UK fixed savings rates have continued on a downward trajectory, so much so that the average longer-term fixed rate is at its lowest point since May 2017 – unwinding any potential benefit from competition or the Bank of England base rate increases during this time.
The Moneyfacts UK Savings Trends Treasury Report data, not yet published has highlighted the pressure UK savers are facing with average fixed rates falling this month.
A separate analysis from the Bank of England showed that £1.1bn flowed out of interest-bearing time deposits in December 2019 (such as fixed-rate bonds). Since then, savers who may have waited for some stability, and perhaps better returns, will find interest rates are lower on average today.
Indeed, the average longer-term fixed bond rate (1.43%) fell to its lowest point since May 2017 (when it stood at 1.40%), and the average one-year fixed bond rate (1.17%) is at its lowest level since January 2018 (when it stood at 1.16%).
Savers hoping for a fruitful ISA season will find that the average longer-term fixed ISA rate (1.34%) fell to its lowest point since October 2017 (when it stood at 1.32%) and the average one-year fixed ISA rate (1.12%) is at its lowest level since March 2018 (when it also stood at 1.12%).
Rachel Springall, a Finance Expert at Moneyfacts, said: “Savers will be disappointed to find that all average fixed rates fell this month, so if they have been waiting for the market to improve since the end of 2019 – they will, in fact, find lower returns.
“It appears that savers refrained from locking their cash away during December 2019, perhaps in favour of moving their cash where it could be accessed more immediately. Indeed, the £1.1bn flow out of interest-bearing time deposits – such as with fixed-rate bonds – was the highest monthly outflow since July 2018, according to Bank of England data. This could well be attributed to market uncertainty, as £31.5bn flowed into sight deposits (such as easy access accounts) during 2019 – £3.4bn during December 2019 alone.
“According to the statistics for December 2019 from UK Finance, deposits held in immediate access accounts with high street banks increased by 3.5% year-on-year. While this may seem like a convenient and safe choice during times of economic uncertainty, savers may not be getting the best return on their cash. Our data shows that the average easy access rate on offer from a high street bank stands at just 0.43%.
“Savings providers still appear to be feeling pressure to adjust their market position regularly, as rates have continued to plummet across the fixed-rate market – causing a domino effect. The average shelf-life of a fixed rate bond has dropped to 68 days – the biggest month-on-month fall (from 95 days a month ago) seen since July 2019 and is the lowest number of days seen since October last year.
“Providers will need to keep a very close eye on the everchanging market, as just a few tweaks to the top rate deals can pull other deals into view. This movement can result in a rise in demand and subscription levels being filled much too quickly.
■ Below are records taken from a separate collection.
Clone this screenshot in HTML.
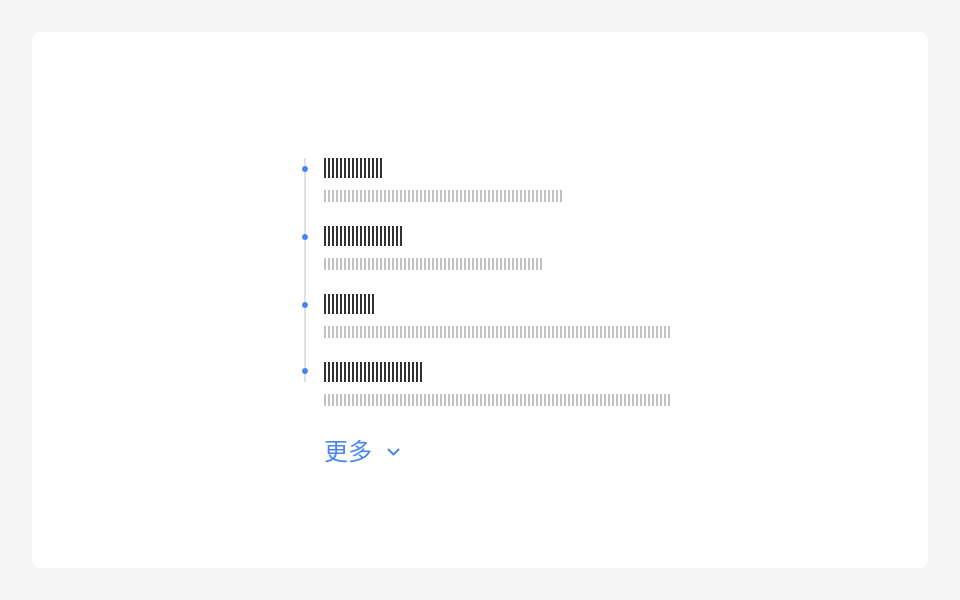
<!DOCTYPE html><html><head><meta charset="utf-8"><style>
body{margin:0;width:960px;height:600px;background:#f5f5f5;position:relative;overflow:hidden}
.card{position:absolute;left:32px;top:32px;width:896px;height:536px;background:#fff;border-radius:8px}
.line{position:absolute;left:304px;top:158px;width:2px;height:224px;background:#e0e0e0}
.dot{position:absolute;left:302px;width:6px;height:6px;border-radius:50%;background:#4285f4}
.t{position:absolute;left:324px;height:20px;background:repeating-linear-gradient(90deg,#333 0 2px,transparent 2px 4px)}
.d{position:absolute;left:324px;height:12px;background:repeating-linear-gradient(90deg,#c2c2c2 0 2px,transparent 2px 4px)}
.more{position:absolute;left:324px;top:438px;font:24px "Liberation Sans","Noto Sans CJK SC",sans-serif;color:#4a86f0;line-height:30px}
</style></head><body>
<div class="card"></div>
<div class="line"></div>
<div class="dot" style="top:166px"></div>
<div class="dot" style="top:234px"></div>
<div class="dot" style="top:302px"></div>
<div class="dot" style="top:368px"></div>
<div class="t" style="top:158px;width:58px"></div>
<div class="d" style="top:190px;width:238px"></div>
<div class="t" style="top:226px;width:78px"></div>
<div class="d" style="top:258px;width:218px"></div>
<div class="t" style="top:294px;width:50px"></div>
<div class="d" style="top:326px;width:346px"></div>
<div class="t" style="top:362px;width:98px"></div>
<div class="d" style="top:394px;width:346px"></div>
<div class="more">更多</div>
<svg style="position:absolute;left:386px;top:446px" width="16" height="12"><path d="M2 3 L7.5 8.5 L13 3" stroke="#4a86f0" stroke-width="2" fill="none"/></svg>
</body></html>
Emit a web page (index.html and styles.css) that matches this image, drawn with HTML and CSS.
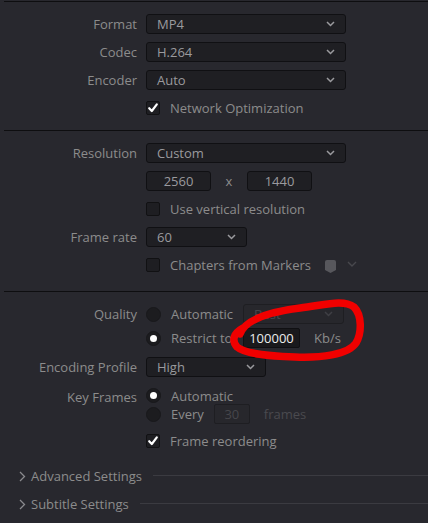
FILE: index.html
```html
<!DOCTYPE html>
<html>
<head>
<meta charset="utf-8">
<link rel="stylesheet" href="styles.css">
</head>
<body>
<div class="panel">
  <section class="sec sec1">
    <div class="row"><span class="lbl">Format</span>
      <div class="select w200"><span>MP4</span><svg class="chev" width="9" height="6" viewBox="0 0 9 6"><path d="M1 1 L4.5 4.5 L8 1" /></svg></div></div>
    <div class="row"><span class="lbl">Codec</span>
      <div class="select w200"><span>H.264</span><svg class="chev" width="9" height="6" viewBox="0 0 9 6"><path d="M1 1 L4.5 4.5 L8 1" /></svg></div></div>
    <div class="row"><span class="lbl">Encoder</span>
      <div class="select w200"><span>Auto</span><svg class="chev" width="9" height="6" viewBox="0 0 9 6"><path d="M1 1 L4.5 4.5 L8 1" /></svg></div></div>
    <div class="row"><span class="lbl"></span>
      <div class="check-line"><span class="cb on"><svg width="14" height="14" viewBox="0 0 14 14"><path d="M3.2 7.2 L5.8 10 L10.8 3.4" /></svg></span><span class="ctext">Network Optimization</span></div></div>
  </section>

  <section class="sec sec2">
    <div class="row"><span class="lbl">Resolution</span>
      <div class="select w200"><span>Custom</span><svg class="chev" width="9" height="6" viewBox="0 0 9 6"><path d="M1 1 L4.5 4.5 L8 1" /></svg></div></div>
    <div class="row"><span class="lbl"></span>
      <div class="dims"><span class="num">2560</span><span class="times">x</span><span class="num">1440</span></div></div>
    <div class="row"><span class="lbl"></span>
      <div class="check-line"><span class="cb"></span><span class="ctext">Use vertical resolution</span></div></div>
    <div class="row"><span class="lbl">Frame rate</span>
      <div class="select w101"><span>60</span><svg class="chev" width="9" height="6" viewBox="0 0 9 6"><path d="M1 1 L4.5 4.5 L8 1" /></svg></div></div>
    <div class="row"><span class="lbl"></span>
      <div class="check-line"><span class="cb"></span><span class="ctext">Chapters from Markers</span>
        <svg class="marker" width="11" height="13" viewBox="0 0 11 13"><path d="M0 2 Q0 0 2 0 L9 0 Q11 0 11 2 L11 10 L5.5 13 L0 10 Z" /></svg>
        <svg class="mchev" width="10" height="7" viewBox="0 0 10 7"><path d="M1 1 L5 5 L9 1" /></svg>
      </div></div>
  </section>

  <section class="sec sec3">
    <div class="row quality"><span class="lbl">Quality</span>
      <div class="opts">
        <div class="opt"><span class="radio"></span><span class="otext qw">Automatic</span>
          <div class="select disabled w101"><span>Best</span><svg class="chev" width="9" height="6" viewBox="0 0 9 6"><path d="M1 1 L4.5 4.5 L8 1" /></svg></div></div>
        <div class="opt"><span class="radio on"></span><span class="otext qw">Restrict to</span>
          <span class="field active">100000</span><span class="unit">Kb/s</span></div>
      </div></div>
    <div class="row enc"><span class="lbl">Encoding Profile</span>
      <div class="select w119"><span>High</span><svg class="chev" width="9" height="6" viewBox="0 0 9 6"><path d="M1 1 L4.5 4.5 L8 1" /></svg></div></div>
    <div class="row keys"><span class="lbl">Key Frames</span>
      <div class="opts">
        <div class="opt short"><span class="radio on"></span><span class="otext">Automatic</span></div>
        <div class="opt"><span class="radio"></span><span class="otext">Every</span>
          <span class="field dim">30</span><span class="unit dimtext">frames</span></div>
      </div></div>
    <div class="row reorder"><span class="lbl"></span>
      <div class="check-line"><span class="cb on"><svg width="14" height="14" viewBox="0 0 14 14"><path d="M3.2 7.2 L5.8 10 L10.8 3.4" /></svg></span><span class="ctext">Frame reordering</span></div></div>

    <div class="group first"><svg class="gchev" width="7" height="11" viewBox="0 0 7 11"><path d="M1 1 L5.5 5.5 L1 10" /></svg><span class="gtitle">Advanced Settings</span><span class="gline"></span></div>
    <div class="group"><svg class="gchev" width="7" height="11" viewBox="0 0 7 11"><path d="M1 1 L5.5 5.5 L1 10" /></svg><span class="gtitle">Subtitle Settings</span><span class="gline"></span></div>
  </section>
</div>

<svg class="scribble" width="428" height="523" viewBox="0 0 428 523">
  <path d="M240 334 C 245 320, 268 312, 300 308 C 325 305, 343 299, 354 307 C 362 315, 362 333, 356 343 C 348 355, 320 358, 295 357 C 270 356, 245 354, 237 347 C 231 340, 234 333, 243 328" />
</svg>
</body>
</html>
```

FILE: styles.css
```css
html, body {
  margin: 0;
  padding: 0;
  background: #28282e;
}

body {
  width: 428px;
  height: 523px;
  overflow: hidden;
  position: relative;
  font-family: "Open Sans", "Noto Sans", sans-serif;
  font-size: 13px;
  color: #8c8c8c;
  padding-top: 1px;
  box-sizing: border-box;
}

.panel {
  margin-left: 4px;
}

.sec {
  border-top: 1px solid #0e0e10;
  display: flex;
  flex-direction: column;
  gap: 8px;
  padding-top: 12px;
}

.sec1 { padding-bottom: 12px; }
.sec2 { padding-bottom: 16px; }
.sec3 { gap: 0; }

.row {
  display: grid;
  grid-template-columns: 133px auto;
  column-gap: 9px;
  align-items: start;
  min-height: 20px;
  line-height: 20px;
}

.lbl {
  text-align: right;
  color: #8c8c8c;
  white-space: nowrap;
}

.select {
  box-sizing: border-box;
  height: 20px;
  border: 1px solid #101013;
  border-radius: 3px;
  background: #1f1f23;
  display: flex;
  align-items: center;
  justify-content: space-between;
  padding: 0 10px 0 10px;
  color: #9a9a9e;
  line-height: 18px;
}

.w200 { width: 200px; }
.w101 { width: 101px; }
.w119 { width: 120px; }

.chev path {
  fill: none;
  stroke: #9a9a9e;
  stroke-width: 1.5;
}

.select.disabled {
  background: #27272c;
  border-color: #1e1e22;
  color: #47474c;
}

.select.disabled .chev path { stroke: #3f3f44; }

.check-line {
  display: flex;
  align-items: center;
  height: 20px;
}

.cb {
  box-sizing: border-box;
  width: 14px;
  height: 14px;
  border: 1px solid #111113;
  border-radius: 2px;
  background: #1e1e22;
  display: block;
  position: relative;
}

.cb svg {
  position: absolute;
  left: -1px;
  top: -1px;
}

.cb path {
  fill: none;
  stroke: #ffffff;
  stroke-width: 2.2;
  stroke-linecap: round;
  stroke-linejoin: round;
}

.ctext {
  margin-left: 10px;
  color: #8c8c8c;
  white-space: nowrap;
}

.marker {
  margin-left: 14px;
  margin-top: 2px;
}
.marker path { fill: #57575c; }

.mchev {
  margin-left: 11px;
  margin-top: -2px;
}
.mchev path {
  fill: none;
  stroke: #48484d;
  stroke-width: 1.4;
}

.dims {
  display: flex;
  align-items: center;
  height: 20px;
}

.num {
  box-sizing: border-box;
  width: 65px;
  height: 20px;
  border: 1px solid #101013;
  border-radius: 3px;
  background: #1f1f23;
  color: #9a9a9e;
  text-align: center;
  line-height: 18px;
}

.times {
  width: 36px;
  text-align: center;
  color: #8c8c8c;
}

/* radio groups */
.quality { margin-bottom: 9px; }
.enc { margin-bottom: 10px; }
.keys { margin-bottom: 7px; }

.opts {
  display: flex;
  flex-direction: column;
  gap: 4px;
}

.keys .opts { gap: 0; }

.opt {
  display: flex;
  align-items: center;
  height: 20px;
}

.opt.short {
  height: 17px;
}

.radio {
  box-sizing: border-box;
  width: 15px;
  height: 15px;
  border-radius: 50%;
  background: #1c1c1f;
  border: 1px solid #18181b;
  display: flex;
  align-items: center;
  justify-content: center;
  flex: none;
}

.radio.on::after {
  content: "";
  width: 7px;
  height: 7px;
  border-radius: 50%;
  background: #ffffff;
}

.otext {
  margin-left: 10px;
  color: #8c8c8c;
  white-space: nowrap;
  margin-right: 10px;
}

.otext.qw {
  width: 62px;
  margin-right: 10px;
}

.field {
  box-sizing: border-box;
  height: 20px;
  border: 1px solid #101013;
  border-radius: 2px;
  line-height: 18px;
  text-align: center;
}

.field.active {
  width: 57px;
  background: #19191c;
  color: #ececec;
}

.field.dim {
  width: 36px;
  background: #27272c;
  border-color: #1e1e22;
  color: #46464b;
}

.unit {
  margin-left: 14px;
  color: #8c8c8c;
}

.unit.dimtext { color: #4a4a4f; }

/* collapsible groups */
.group {
  display: flex;
  align-items: center;
  height: 20px;
  padding-left: 15px;
  margin-top: 8px;
}

.group.first { margin-top: 15px; }

.gchev path {
  fill: none;
  stroke: #8a8a8e;
  stroke-width: 1.3;
}

.gtitle {
  margin-left: 5px;
  color: #8c8c8c;
  white-space: nowrap;
}

.gline {
  flex: 1;
  height: 1px;
  background: #3b3b41;
  margin-left: 11px;
  margin-top: -1px;
}

.scribble {
  position: absolute;
  left: 0;
  top: 0;
  pointer-events: none;
}

.scribble path {
  fill: none;
  stroke: #f00000;
  stroke-width: 7.5;
  stroke-linecap: round;
  stroke-linejoin: round;
}
```
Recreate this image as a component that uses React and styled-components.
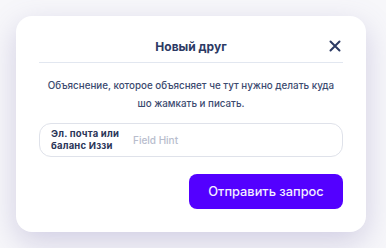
import styled, { createGlobalStyle } from "styled-components";

const GlobalStyle = createGlobalStyle`
  html, body {
    margin: 0;
    padding: 0;
    background: #f7f7fa;
    font-family: Inter, "Noto Sans", sans-serif;
  }
`;

const Page = styled.div`
  width: 386px;
  height: 248px;
  padding: 16px;
  box-sizing: border-box;
`;

const Card = styled.div`
  width: 350px;
  height: 216px;
  box-sizing: border-box;
  background: #fff;
  border-radius: 16px;
  box-shadow: 0 10px 30px rgba(110, 100, 170, 0.28);
  padding: 20px 23px 23px;
  display: flex;
  flex-direction: column;
`;

const Header = styled.div`
  position: relative;
  height: 20px;
  padding-bottom: 6px;
  border-bottom: 1px solid #e2e7f0;
  display: flex;
  align-items: center;
  justify-content: center;
`;

const Title = styled.div`
  font-size: 12px;
  font-weight: 700;
  color: #2c3a64;
`;

const Close = styled.button`
  position: absolute;
  right: 2px;
  top: 4px;
  border: 0;
  background: none;
  padding: 0;
  width: 12px;
  height: 12px;
  display: flex;
  cursor: pointer;
`;

const Description = styled.p`
  margin: 14px 0 0;
  font-size: 9.8px;
  line-height: 18px;
  font-weight: 500;
  color: #3b4a6f;
  text-align: center;
`;

const Field = styled.div`
  margin-top: 10px;
  height: 34px;
  box-sizing: border-box;
  border: 1px solid #dfe2ea;
  border-radius: 12px;
  display: flex;
  align-items: center;
  padding: 0 11px;
  gap: 10px;
`;

const Label = styled.div`
  font-size: 9.5px;
  line-height: 12px;
  font-weight: 700;
  letter-spacing: 0.2px;
  color: #2a3558;
  width: 72px;
`;

const Hint = styled.input`
  border: 0;
  outline: none;
  flex: 1;
  font: inherit;
  font-size: 10px;
  font-weight: 500;
  color: #2a3558;
  padding: 0;
  &::placeholder {
    color: #b8bdcd;
  }
`;

const Actions = styled.div`
  margin-top: 17px;
  display: flex;
  justify-content: flex-end;
`;

const Button = styled.button`
  width: 154px;
  height: 35px;
  border: 0;
  border-radius: 8px;
  background: #5300ff;
  color: #f4efff;
  font-family: inherit;
  font-size: 12.8px;
  font-weight: 500;
  cursor: pointer;
`;

function App() {
  return (
    <Page>
      <GlobalStyle />
      <Card>
        <Header>
          <Title>Новый друг</Title>
          <Close aria-label="Закрыть">
            <svg width="12" height="12" viewBox="0 0 12 12">
              <path
                d="M1.5 1.5l9 9M10.5 1.5l-9 9"
                stroke="#2c3a64"
                strokeWidth="2"
                strokeLinecap="round"
              />
            </svg>
          </Close>
        </Header>
        <Description>
          Объяснение, которое объясняет че тут нужно делать куда
          <br />
          шо жамкать и писать.
        </Description>
        <Field>
          <Label>
            Эл. почта или
            <br />
            баланс Иззи
          </Label>
          <Hint placeholder="Field Hint" />
        </Field>
        <Actions>
          <Button>Отправить запрос</Button>
        </Actions>
      </Card>
    </Page>
  );
}

export default App;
However, if providers are quick and can adjust their position, they could perhaps avoid pulling their offer from the market entirely and from becoming oversubscribed.
“As less than two months remain until the new tax year, the drop in both the average longer-term and one-year fixed ISA rates could forewarn an uncertain ISA season for 2020, bad news for savers who may be hoping for better deals by April.
“It’s clear to see that any positive impact that was driven by challenger bank competition and two base rate rises over the past two years has unravelled and it is uncertain how much time will need to pass for the market to rejuvenate.”
Related news: It has been announced that National Saving has slashed its interest rates and Premium Bond prizes dealing yet another blow to the nation’s savers who have already suffered due to continued low interest rates.
Founder and MD of Sourced Capital, Stephen Moss, commented: “Yet another blow for those trying their best to accumulate any kind of savings pot and perhaps the final nail in the coffin for the vast array of savings based products available to the consumer, as more and more are opting to move away from these traditional options due to the pitiful returns they now provide.
While extremely low-interest rates are all well and good when it comes to stimulating spending to boost the economy, they have created a very tough landscape for those that are unable to tuck away enough money to spend in the first place.
The Bank of England must do something to encourage more people to accumulate a stable financial foundation for their future, and while we certainly don’t want a return to the double-digit rates of the eighties and early nineties, many will be hoping for a boost via an increase in interest rates in next month’s budget.”